Over winter both cover crop and winter barley will be grazed by sheep, with next year’s relay crops drilled into the cover crop.
“It will be interesting to see if it can almost be a continual system,” he says.
That depends on finding relay crop options that mature in time for the system to operate efficiently. Linseed is the most likely option to fit, he suggests. It’s also the option that has the most straightforward commercial prospect, with Ben planning to sell it on the open market.
He uses both millet and sorghum as part of his on-farm winter bird food mixes within environmental schemes, or as supplementary bird food.
Growing these effectively for that use will save money on buying them in, he says, although if successful as a relay crop, he would likely need to look for contracts with specialist producers to scale up.
The same would apply for soya, perhaps the least likely to be successful, with this year’s harvest being home-saved for seed for next year’s trial.
While investigating the practicality of relay cropping is the primary goal of the Adopt trial, profitability is obviously a crucial factor in whether it is worthwhile pursuing.
“Basically, the barley needs to yield more than 50% of the control barley, with the relay cropping making up any of the slack, including covering the cost of the extra passes,” he says.
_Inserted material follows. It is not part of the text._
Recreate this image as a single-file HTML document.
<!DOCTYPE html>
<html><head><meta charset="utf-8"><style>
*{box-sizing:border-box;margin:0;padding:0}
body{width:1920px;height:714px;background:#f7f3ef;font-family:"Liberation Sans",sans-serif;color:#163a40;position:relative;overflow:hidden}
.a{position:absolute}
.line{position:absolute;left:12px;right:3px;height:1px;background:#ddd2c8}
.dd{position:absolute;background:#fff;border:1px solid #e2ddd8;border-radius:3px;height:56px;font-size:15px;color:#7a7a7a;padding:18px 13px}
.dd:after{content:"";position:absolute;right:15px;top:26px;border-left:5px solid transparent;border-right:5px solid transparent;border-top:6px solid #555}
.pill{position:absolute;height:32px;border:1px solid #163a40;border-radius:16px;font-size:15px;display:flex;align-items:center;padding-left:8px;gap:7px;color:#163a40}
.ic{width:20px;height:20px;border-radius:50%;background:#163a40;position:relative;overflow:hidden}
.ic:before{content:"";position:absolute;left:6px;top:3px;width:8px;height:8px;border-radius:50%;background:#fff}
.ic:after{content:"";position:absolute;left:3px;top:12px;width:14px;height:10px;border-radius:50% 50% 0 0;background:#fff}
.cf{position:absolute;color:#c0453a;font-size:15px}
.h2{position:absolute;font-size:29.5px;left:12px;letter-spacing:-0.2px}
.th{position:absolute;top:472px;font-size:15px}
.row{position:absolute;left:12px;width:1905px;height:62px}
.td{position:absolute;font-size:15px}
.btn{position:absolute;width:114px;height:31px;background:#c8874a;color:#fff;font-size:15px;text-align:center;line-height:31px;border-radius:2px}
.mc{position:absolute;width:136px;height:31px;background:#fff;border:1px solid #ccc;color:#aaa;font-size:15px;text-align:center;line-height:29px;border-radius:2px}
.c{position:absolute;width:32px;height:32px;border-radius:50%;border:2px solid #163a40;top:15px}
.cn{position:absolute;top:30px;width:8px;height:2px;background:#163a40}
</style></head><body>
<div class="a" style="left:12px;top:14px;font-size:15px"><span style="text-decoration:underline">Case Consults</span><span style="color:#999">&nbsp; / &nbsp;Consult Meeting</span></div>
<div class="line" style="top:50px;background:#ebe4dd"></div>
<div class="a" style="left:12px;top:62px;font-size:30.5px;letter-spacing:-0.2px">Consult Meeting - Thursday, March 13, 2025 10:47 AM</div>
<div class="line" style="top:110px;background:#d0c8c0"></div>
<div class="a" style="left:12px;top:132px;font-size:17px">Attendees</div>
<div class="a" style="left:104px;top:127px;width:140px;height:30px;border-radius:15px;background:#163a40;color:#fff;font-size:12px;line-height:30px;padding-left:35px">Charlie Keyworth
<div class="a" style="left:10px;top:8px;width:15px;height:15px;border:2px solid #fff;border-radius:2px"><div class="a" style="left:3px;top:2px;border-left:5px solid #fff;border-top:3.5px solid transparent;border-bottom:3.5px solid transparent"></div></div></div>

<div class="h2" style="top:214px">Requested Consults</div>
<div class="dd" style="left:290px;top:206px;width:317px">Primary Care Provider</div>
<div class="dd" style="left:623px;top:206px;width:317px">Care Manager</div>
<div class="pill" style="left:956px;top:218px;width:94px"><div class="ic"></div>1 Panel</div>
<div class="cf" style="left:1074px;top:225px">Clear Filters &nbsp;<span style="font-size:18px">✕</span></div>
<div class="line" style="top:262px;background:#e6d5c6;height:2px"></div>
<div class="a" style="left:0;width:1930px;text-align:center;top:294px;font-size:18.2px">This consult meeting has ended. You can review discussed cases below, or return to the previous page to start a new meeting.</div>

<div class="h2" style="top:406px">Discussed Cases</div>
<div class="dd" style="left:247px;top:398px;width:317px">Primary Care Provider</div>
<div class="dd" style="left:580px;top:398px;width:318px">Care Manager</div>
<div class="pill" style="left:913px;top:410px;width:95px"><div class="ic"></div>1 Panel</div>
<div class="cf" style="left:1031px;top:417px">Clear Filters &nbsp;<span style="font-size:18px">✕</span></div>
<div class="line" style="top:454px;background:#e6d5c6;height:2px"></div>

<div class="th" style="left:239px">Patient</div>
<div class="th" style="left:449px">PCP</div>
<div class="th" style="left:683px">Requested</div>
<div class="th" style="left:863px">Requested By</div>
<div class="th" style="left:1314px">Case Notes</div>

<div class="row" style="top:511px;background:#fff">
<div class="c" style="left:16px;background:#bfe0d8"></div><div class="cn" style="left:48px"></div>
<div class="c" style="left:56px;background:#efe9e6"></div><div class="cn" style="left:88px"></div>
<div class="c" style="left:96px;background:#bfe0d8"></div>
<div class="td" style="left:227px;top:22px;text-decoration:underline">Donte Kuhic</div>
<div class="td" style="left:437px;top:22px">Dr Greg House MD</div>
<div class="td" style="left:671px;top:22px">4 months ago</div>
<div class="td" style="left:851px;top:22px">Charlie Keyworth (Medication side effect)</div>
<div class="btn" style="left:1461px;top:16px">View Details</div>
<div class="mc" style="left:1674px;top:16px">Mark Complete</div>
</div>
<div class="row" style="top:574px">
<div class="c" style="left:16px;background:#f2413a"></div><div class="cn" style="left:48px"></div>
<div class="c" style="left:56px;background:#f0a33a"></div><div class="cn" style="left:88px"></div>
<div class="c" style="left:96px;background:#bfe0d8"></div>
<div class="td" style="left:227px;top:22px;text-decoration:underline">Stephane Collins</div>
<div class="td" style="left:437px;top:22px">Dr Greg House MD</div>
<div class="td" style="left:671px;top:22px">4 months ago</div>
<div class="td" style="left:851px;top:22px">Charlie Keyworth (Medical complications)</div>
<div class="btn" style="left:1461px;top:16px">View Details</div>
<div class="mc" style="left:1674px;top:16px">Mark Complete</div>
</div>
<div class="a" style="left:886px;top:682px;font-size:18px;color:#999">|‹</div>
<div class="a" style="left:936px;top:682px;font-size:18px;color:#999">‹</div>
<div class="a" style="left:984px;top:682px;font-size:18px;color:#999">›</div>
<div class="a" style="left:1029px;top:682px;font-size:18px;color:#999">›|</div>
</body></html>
Adas and Ceres Rural, alongside facilitator the British On-Farm Innovation Network, are providing scientific and economic analysis as part of the project, while Yorkshire grower Simon Smith will also be growing relay crops next season.
What is Adopt?
The Accelerating Development of Practices and Technologies (Adopt) funding is part of Defra’s £5m Farming Innovation Programme. The grants support farmer-led on-farm trials developing and testing new solutions to farming challenges, with the results shared to help other farmers.
Projects must have the potential to improve productivity, resilience or sustainability, and progression towards net-zero farming, and have total costs of £50,000-£100,000. They last from six months to two years and are led by a farmer.